══ DATA FOR PROCESSING

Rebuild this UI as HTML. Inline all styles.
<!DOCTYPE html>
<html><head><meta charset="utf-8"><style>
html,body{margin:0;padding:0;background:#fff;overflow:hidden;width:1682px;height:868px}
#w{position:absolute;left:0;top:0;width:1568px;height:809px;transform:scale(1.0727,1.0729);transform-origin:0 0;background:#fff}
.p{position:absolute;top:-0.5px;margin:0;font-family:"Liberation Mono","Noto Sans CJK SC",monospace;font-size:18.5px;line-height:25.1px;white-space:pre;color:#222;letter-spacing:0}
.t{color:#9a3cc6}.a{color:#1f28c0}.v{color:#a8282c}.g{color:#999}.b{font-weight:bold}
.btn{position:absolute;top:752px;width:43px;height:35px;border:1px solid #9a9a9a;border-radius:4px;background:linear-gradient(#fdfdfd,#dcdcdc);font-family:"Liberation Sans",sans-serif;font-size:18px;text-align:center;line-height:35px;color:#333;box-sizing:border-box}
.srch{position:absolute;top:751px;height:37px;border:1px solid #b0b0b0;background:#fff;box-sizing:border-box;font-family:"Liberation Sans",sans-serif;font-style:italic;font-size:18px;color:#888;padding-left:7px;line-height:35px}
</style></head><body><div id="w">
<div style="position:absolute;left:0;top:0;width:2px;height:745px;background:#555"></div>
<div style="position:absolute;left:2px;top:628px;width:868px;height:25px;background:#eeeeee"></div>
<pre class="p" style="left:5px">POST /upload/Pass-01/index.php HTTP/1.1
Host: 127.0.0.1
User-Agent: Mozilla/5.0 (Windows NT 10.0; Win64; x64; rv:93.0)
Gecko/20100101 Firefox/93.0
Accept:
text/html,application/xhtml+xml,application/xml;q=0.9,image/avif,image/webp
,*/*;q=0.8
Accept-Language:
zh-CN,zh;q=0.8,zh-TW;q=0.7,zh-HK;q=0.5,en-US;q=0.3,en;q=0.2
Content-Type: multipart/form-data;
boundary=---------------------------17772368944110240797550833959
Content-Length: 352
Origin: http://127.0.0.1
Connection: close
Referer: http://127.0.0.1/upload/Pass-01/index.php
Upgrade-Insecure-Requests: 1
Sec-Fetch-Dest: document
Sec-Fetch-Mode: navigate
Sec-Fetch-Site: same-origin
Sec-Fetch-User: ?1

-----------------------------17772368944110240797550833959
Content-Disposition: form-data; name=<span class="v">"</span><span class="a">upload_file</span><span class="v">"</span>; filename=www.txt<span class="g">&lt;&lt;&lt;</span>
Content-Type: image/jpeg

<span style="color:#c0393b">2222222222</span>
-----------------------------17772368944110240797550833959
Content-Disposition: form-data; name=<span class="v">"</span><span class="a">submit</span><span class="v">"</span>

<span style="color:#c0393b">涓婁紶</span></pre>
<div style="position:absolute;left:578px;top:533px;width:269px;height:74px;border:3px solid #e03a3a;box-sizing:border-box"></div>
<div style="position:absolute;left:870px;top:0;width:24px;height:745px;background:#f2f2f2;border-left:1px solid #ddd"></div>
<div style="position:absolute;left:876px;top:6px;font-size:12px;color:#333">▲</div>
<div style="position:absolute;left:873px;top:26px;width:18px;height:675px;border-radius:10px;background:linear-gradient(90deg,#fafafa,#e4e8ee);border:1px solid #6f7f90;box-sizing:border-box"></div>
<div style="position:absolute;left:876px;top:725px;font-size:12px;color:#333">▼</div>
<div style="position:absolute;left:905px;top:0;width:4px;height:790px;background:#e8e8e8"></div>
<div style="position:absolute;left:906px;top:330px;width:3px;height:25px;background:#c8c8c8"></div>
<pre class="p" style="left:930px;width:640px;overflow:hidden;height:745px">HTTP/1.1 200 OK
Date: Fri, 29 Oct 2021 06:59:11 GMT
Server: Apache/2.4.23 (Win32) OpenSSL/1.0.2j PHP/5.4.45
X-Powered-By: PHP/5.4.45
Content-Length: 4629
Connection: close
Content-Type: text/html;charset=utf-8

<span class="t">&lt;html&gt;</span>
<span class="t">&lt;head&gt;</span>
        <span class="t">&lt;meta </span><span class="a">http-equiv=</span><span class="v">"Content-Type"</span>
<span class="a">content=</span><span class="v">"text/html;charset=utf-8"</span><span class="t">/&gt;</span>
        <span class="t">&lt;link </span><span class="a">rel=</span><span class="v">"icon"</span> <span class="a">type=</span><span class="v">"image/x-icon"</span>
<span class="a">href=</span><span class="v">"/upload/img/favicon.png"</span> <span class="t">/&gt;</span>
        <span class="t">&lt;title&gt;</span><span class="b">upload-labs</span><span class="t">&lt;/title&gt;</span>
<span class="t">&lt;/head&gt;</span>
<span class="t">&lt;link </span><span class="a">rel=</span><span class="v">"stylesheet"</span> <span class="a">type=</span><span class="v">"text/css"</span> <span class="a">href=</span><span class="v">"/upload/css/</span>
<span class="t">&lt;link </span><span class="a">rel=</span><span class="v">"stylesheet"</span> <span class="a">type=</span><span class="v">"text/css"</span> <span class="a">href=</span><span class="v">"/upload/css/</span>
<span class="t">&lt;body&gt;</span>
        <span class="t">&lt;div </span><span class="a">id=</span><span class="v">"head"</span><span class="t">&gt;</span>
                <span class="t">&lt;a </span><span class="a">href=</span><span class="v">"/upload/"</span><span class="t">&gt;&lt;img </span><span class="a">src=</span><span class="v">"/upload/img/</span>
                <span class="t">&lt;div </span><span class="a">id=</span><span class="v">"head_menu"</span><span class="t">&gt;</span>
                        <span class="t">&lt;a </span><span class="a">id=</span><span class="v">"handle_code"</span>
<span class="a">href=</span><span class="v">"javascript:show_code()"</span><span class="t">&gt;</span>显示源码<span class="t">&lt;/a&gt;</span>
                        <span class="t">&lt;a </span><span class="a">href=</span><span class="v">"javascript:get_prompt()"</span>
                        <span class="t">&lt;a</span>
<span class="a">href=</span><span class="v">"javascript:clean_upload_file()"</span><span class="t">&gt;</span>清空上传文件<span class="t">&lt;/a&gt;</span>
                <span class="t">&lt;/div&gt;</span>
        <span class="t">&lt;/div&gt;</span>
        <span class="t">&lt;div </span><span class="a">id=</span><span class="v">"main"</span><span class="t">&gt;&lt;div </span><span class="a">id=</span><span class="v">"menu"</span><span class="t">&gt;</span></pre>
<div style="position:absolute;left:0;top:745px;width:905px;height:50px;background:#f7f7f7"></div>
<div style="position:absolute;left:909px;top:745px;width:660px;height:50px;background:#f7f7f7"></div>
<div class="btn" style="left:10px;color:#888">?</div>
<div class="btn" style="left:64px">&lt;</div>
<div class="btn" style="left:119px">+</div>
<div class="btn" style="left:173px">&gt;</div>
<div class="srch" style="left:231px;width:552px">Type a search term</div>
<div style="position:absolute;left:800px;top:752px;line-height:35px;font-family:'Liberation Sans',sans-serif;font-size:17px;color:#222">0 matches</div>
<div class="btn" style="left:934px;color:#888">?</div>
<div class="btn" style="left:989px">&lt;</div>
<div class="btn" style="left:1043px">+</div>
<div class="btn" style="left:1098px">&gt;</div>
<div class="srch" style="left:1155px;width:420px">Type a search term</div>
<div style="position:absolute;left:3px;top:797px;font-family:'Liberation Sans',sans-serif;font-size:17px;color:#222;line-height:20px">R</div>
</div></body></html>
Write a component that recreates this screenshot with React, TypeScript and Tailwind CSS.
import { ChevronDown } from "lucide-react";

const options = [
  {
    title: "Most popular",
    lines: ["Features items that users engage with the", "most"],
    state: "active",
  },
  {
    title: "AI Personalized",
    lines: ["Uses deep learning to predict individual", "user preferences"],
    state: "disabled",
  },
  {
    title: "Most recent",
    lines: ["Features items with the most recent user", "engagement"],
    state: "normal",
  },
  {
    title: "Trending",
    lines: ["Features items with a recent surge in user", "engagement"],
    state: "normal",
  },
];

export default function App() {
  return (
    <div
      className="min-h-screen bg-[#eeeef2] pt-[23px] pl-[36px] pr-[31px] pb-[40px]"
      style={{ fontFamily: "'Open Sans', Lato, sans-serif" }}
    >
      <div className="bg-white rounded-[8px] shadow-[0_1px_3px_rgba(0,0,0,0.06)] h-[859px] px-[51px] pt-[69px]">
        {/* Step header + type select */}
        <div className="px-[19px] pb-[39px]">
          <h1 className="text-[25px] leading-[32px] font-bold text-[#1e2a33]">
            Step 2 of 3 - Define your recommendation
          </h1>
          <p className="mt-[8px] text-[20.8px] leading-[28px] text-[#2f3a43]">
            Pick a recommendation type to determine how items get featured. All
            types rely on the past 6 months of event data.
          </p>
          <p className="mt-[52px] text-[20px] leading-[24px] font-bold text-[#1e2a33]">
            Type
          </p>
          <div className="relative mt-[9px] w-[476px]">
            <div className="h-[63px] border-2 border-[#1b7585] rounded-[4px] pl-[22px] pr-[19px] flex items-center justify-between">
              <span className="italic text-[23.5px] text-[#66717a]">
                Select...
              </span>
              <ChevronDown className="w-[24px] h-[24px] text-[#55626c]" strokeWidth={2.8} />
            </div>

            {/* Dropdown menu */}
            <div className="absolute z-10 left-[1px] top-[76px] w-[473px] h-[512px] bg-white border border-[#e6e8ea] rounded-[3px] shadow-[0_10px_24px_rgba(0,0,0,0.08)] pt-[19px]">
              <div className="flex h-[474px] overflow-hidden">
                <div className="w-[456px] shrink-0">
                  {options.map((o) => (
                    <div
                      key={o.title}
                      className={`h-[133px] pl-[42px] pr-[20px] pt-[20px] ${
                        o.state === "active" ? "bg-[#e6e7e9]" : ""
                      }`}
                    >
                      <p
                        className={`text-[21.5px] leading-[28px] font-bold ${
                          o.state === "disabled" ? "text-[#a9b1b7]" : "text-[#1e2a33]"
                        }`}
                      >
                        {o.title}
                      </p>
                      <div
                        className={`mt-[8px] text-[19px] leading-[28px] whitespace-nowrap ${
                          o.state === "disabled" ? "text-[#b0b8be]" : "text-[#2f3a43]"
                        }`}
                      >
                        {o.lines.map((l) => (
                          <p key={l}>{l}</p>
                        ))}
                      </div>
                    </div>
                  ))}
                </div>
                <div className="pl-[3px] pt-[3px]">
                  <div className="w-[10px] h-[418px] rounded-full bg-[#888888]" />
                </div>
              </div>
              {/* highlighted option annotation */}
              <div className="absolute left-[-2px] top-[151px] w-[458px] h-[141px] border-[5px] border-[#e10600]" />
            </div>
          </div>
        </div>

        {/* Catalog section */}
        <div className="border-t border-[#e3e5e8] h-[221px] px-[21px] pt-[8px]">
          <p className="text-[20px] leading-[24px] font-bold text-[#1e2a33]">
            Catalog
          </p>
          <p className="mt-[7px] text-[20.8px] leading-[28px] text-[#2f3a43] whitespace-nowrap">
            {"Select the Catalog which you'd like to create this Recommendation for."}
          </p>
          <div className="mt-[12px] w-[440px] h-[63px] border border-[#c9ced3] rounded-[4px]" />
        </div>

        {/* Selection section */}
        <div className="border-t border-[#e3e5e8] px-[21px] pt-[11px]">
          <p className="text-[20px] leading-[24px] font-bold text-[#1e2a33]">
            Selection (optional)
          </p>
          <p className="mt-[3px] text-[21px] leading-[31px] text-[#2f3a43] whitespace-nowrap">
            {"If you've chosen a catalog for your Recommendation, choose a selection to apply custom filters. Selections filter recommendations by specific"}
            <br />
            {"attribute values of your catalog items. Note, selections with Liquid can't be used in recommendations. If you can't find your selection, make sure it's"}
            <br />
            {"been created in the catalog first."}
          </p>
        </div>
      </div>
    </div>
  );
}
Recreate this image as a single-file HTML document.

════

- **EXERCISE OBJECTIVE**
In the entries above, find each line with the word "image" and show it.

- **OUTPUT FOR THIS TASK**
text/html,application/xhtml+xml,application/xml;q=0.9,image/avif,image/webp
Content-Type: image/jpeg
        <span class="t">&lt;link </span><span class="a">rel=</span><span class="v">"icon"</span> <span class="a">type=</span><span class="v">"image/x-icon"</span>
Recreate this image as a single-file HTML document.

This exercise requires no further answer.